ROWS:
- - -
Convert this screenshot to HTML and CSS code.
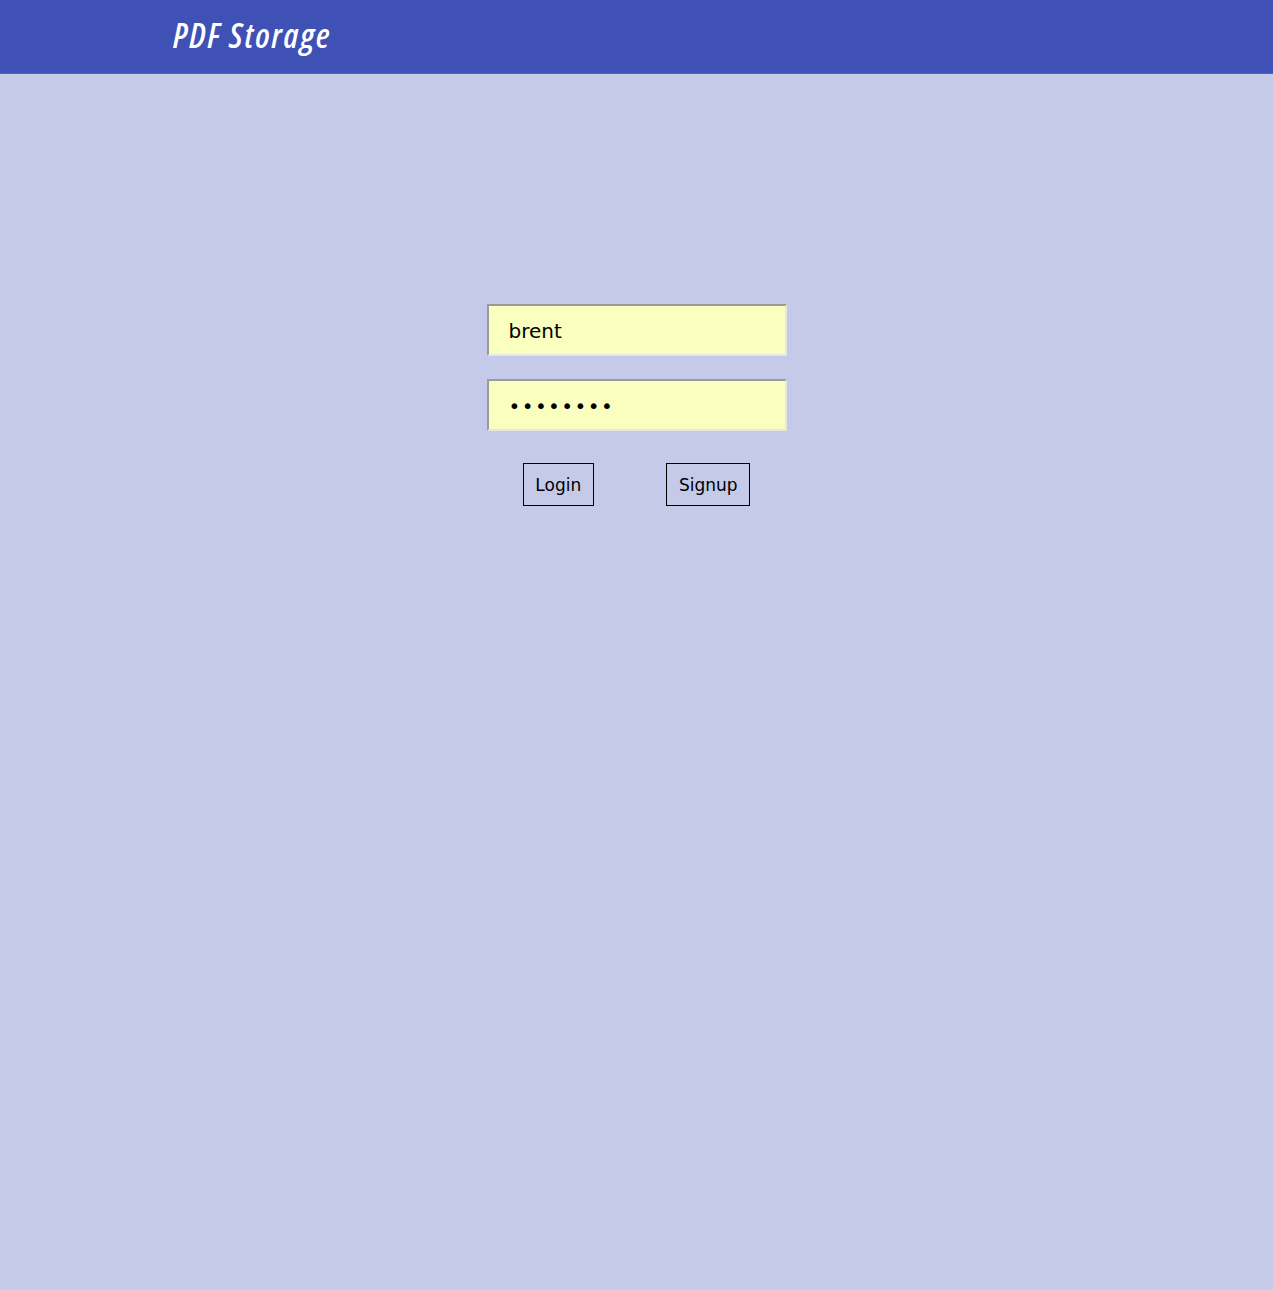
FILE: index.html
```html
<!DOCTYPE html>
<html>
<head>
<meta charset="utf-8">
<link rel="stylesheet" href="styles.css">
</head>
<body>
<header class="topbar">
  <h1 class="brand">PDF Storage</h1>
</header>
<main class="page">
  <form class="login-form">
    <input class="field" type="text" value="brent">
    <input class="field field-password" type="password" value="password">
    <div class="actions">
      <button type="button" class="btn">Login</button>
      <button type="button" class="btn">Signup</button>
    </div>
  </form>
</main>
</body>
</html>
```
FILE: styles.css
```css
html, body {
  margin: 0;
  padding: 0;
}
body {
  background: #c5cae9;
  font-family: "DejaVu Sans", sans-serif;
  min-height: 1290px;
}
.topbar {
  background: #3f51b5;
  height: 74px;
  border-bottom: 1px solid #5a64a0;
  box-sizing: border-box;
  display: flex;
  align-items: center;
  padding-left: 173px;
}
.brand {
  margin: 0;
  color: #fff;
  font-family: "Open Sans", sans-serif;
  font-style: italic;
  font-weight: 600;
  font-stretch: 75%;
  font-size: 34px;
  letter-spacing: 1.9px;
  position: relative;
  top: -2px;
}
.page {
  display: flex;
  justify-content: center;
  padding-top: 230px;
}
.login-form {
  width: 300px;
  display: flex;
  flex-direction: column;
}
.field {
  box-sizing: border-box;
  width: 300px;
  height: 52px;
  margin: 0 0 23px 0;
  padding: 1px 0 0 20px;
  border: 2px solid;
  border-color: #9a9a9a #e6e6e6 #e6e6e6 #9a9a9a;
  background: #faffc0;
  font-family: "DejaVu Sans", sans-serif;
  font-size: 20px;
  color: #000;
  outline: none;
}
.field-password {
  margin-bottom: 32px;
  letter-spacing: 1.4px;
}
.actions {
  display: flex;
  justify-content: space-around;
}
.btn {
  box-sizing: border-box;
  height: 43px;
  padding: 0 11.5px;
  border: 1px solid #000;
  border-radius: 0;
  background: transparent;
  font-family: "DejaVu Sans", sans-serif;
  font-size: 17px;
  color: #000;
}
```
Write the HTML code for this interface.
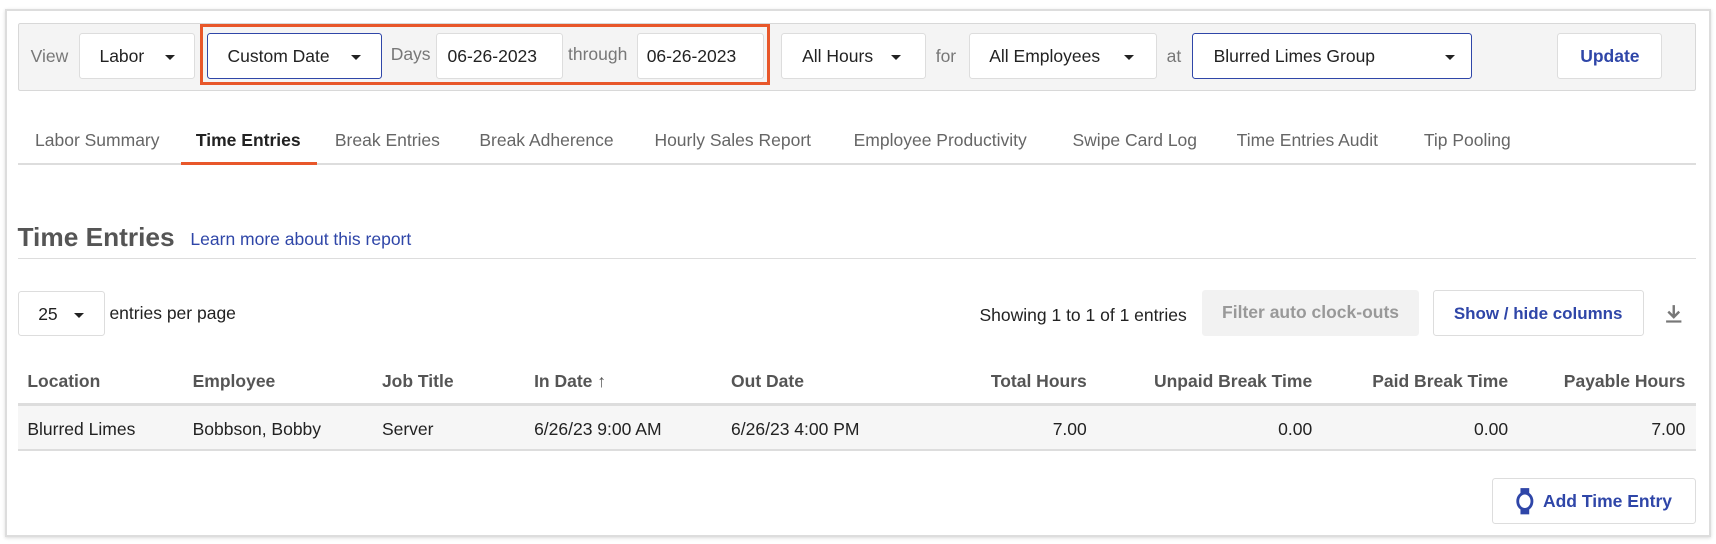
<!DOCTYPE html>
<html><head><style>
*{box-sizing:border-box;margin:0;padding:0}
html,body{width:1716px;height:544px;overflow:hidden;background:#fff;font-family:"Liberation Sans",sans-serif;color:#222}
#w{zoom:1.0944;width:1568px;height:497px;position:relative}
.a{position:absolute;white-space:nowrap}
.frame{left:5px;top:8px;width:1558px;height:483px;border:2px solid #ddd;box-shadow:0 1px 3px rgba(0,0,0,.15)}
.bar{left:16px;top:21px;width:1534px;height:62px;background:#f4f4f4;border:1px solid #d8d8d8;border-radius:2px}
.lbl{color:#777;font-size:16px}
.box{background:#fff;border:1px solid #ddd;border-radius:3px;height:42px;font-size:16px;line-height:42px;padding-left:18px;color:#222}
.blue{border-color:#2f46a8}
.car{position:absolute;top:19px;width:0;height:0;border-left:5px solid transparent;border-right:5px solid transparent;border-top:5px solid #222}
.tab{top:119px;font-size:16px;color:#666}
.h{top:339px;font-weight:bold;color:#555;font-size:16px}
.c{top:383px;font-size:16px;color:#222}
</style></head><body><div id="w">
<div class="a frame"></div>
<div class="a bar"></div>
<div class="a lbl" style="left:28px;top:42px">View</div>
<div class="a box" style="left:72px;top:30px;width:106px">Labor<span class="car" style="left:78px"></span></div>
<div class="a box blue" style="left:189px;top:30px;width:160px">Custom Date<span class="car" style="left:131px"></span></div>
<div class="a lbl" style="left:357px;top:40px">Days</div>
<div class="a box" style="left:398px;top:30px;width:116px;padding-left:10px">06-26-2023</div>
<div class="a lbl" style="left:519px;top:40px">through</div>
<div class="a box" style="left:582px;top:30px;width:116px;padding-left:8px">06-26-2023</div>
<div class="a" style="left:183px;top:22px;width:521px;height:56px;border:3px solid #e8572a"></div>
<div class="a box" style="left:714px;top:30px;width:132px">All Hours<span class="car" style="left:99px"></span></div>
<div class="a lbl" style="left:855px;top:42px">for</div>
<div class="a box" style="left:885px;top:30px;width:172px">All Employees<span class="car" style="left:141px"></span></div>
<div class="a lbl" style="left:1066px;top:42px">at</div>
<div class="a box blue" style="left:1089px;top:30px;width:256px;padding-left:19px">Blurred Limes Group<span class="car" style="left:230px"></span></div>
<div class="a box" style="left:1423px;top:30px;width:96px;padding:0;text-align:center;color:#2f46a8;font-weight:bold">Update</div>

<div class="a tab" style="left:32px">Labor Summary</div>
<div class="a tab" style="left:179px;color:#222;font-weight:bold">Time Entries</div>
<div class="a tab" style="left:306px">Break Entries</div>
<div class="a tab" style="left:438px">Break Adherence</div>
<div class="a tab" style="left:598px">Hourly Sales Report</div>
<div class="a tab" style="left:780px">Employee Productivity</div>
<div class="a tab" style="left:980px">Swipe Card Log</div>
<div class="a tab" style="left:1130px">Time Entries Audit</div>
<div class="a tab" style="left:1301px">Tip Pooling</div>
<div class="a" style="left:16px;top:149px;width:1534px;height:2px;background:#ddd"></div>
<div class="a" style="left:165px;top:148px;width:125px;height:3px;background:#e8572a"></div>

<div class="a" style="left:16px;top:203px;font-size:24px;font-weight:bold;color:#555">Time Entries</div>
<div class="a" style="left:174px;top:209px;font-size:16px;color:#2f46a8">Learn more about this report</div>
<div class="a" style="left:16px;top:236px;width:1534px;height:1px;background:#ddd"></div>

<div class="a box" style="left:16px;top:266px;width:80px;height:41px;padding-left:18px">25<span class="car" style="left:51px"></span></div>
<div class="a" style="left:100px;top:277px;font-size:16px">entries per page</div>
<div class="a" style="left:895px;top:279px;font-size:16px">Showing 1 to 1 of 1 entries</div>
<div class="a" style="left:1098px;top:265px;width:199px;height:42px;background:#f2f2f2;border-radius:3px;color:#999;font-weight:bold;font-size:16px;line-height:42px;text-align:center">Filter auto clock-outs</div>
<div class="a box" style="left:1309px;top:265px;width:193px;padding:0;text-align:center;color:#2f46a8;font-weight:bold;font-size:15.5px">Show / hide columns</div>
<svg class="a" style="left:1521px;top:278px" width="16" height="18" viewBox="0 0 16 18"><path d="M8 1v10M3 7l5 5 5-5" stroke="#777" stroke-width="2.2" fill="none"/><rect x="1" y="15" width="14" height="2" fill="#777"/></svg>

<div class="a h" style="left:25px">Location</div>
<div class="a h" style="left:176px">Employee</div>
<div class="a h" style="left:349px">Job Title</div>
<div class="a h" style="left:488px">In Date <span style="font-weight:normal">&#8593;</span></div>
<div class="a h" style="left:668px">Out Date</div>
<div class="a h" style="right:575px">Total Hours</div>
<div class="a h" style="right:369px">Unpaid Break Time</div>
<div class="a h" style="right:190px">Paid Break Time</div>
<div class="a h" style="right:28px">Payable Hours</div>
<div class="a" style="left:16px;top:368px;width:1534px;height:3px;background:#ddd"></div>
<div class="a" style="left:16px;top:371px;width:1534px;height:41px;background:#f6f6f6;border-bottom:2px solid #ddd"></div>
<div class="a c" style="left:25px">Blurred Limes</div>
<div class="a c" style="left:176px">Bobbson, Bobby</div>
<div class="a c" style="left:349px">Server</div>
<div class="a c" style="left:488px">6/26/23 9:00 AM</div>
<div class="a c" style="left:668px">6/26/23 4:00 PM</div>
<div class="a c" style="right:575px">7.00</div>
<div class="a c" style="right:369px">0.00</div>
<div class="a c" style="right:190px">0.00</div>
<div class="a c" style="right:28px">7.00</div>

<div class="a box" style="left:1363px;top:437px;width:187px;height:42px;padding-left:46px;color:#2f46a8;font-weight:bold">Add Time Entry</div>
<svg class="a" style="left:1384px;top:445px" width="18" height="26" viewBox="0 0 18 26"><rect x="5" y="1" width="8" height="5" fill="#2f46a8"/><rect x="5" y="20" width="8" height="5" fill="#2f46a8"/><ellipse cx="9" cy="13" rx="6.5" ry="7.5" stroke="#2f46a8" stroke-width="2.6" fill="none"/></svg>
</div></body></html>
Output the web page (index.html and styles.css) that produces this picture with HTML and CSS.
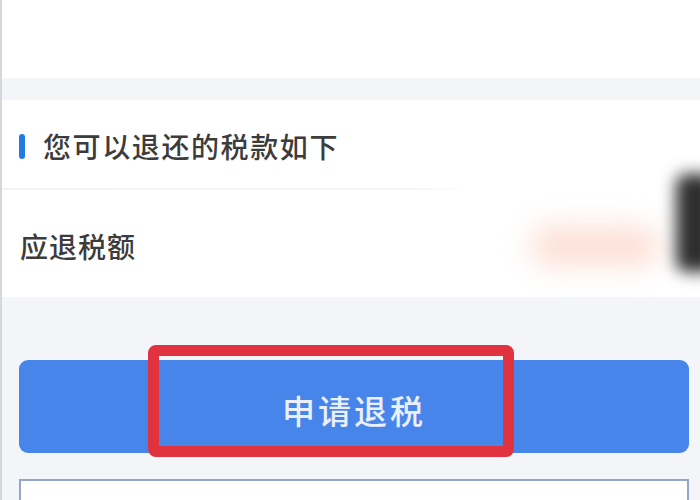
- - -
SHORT PROBLEM: Find the word "code" in the data and show each line that holds it.

SOLUTION FOR THIS EXERCISE:
Convert this screenshot to HTML and CSS code.
Write the HTML code for this interface.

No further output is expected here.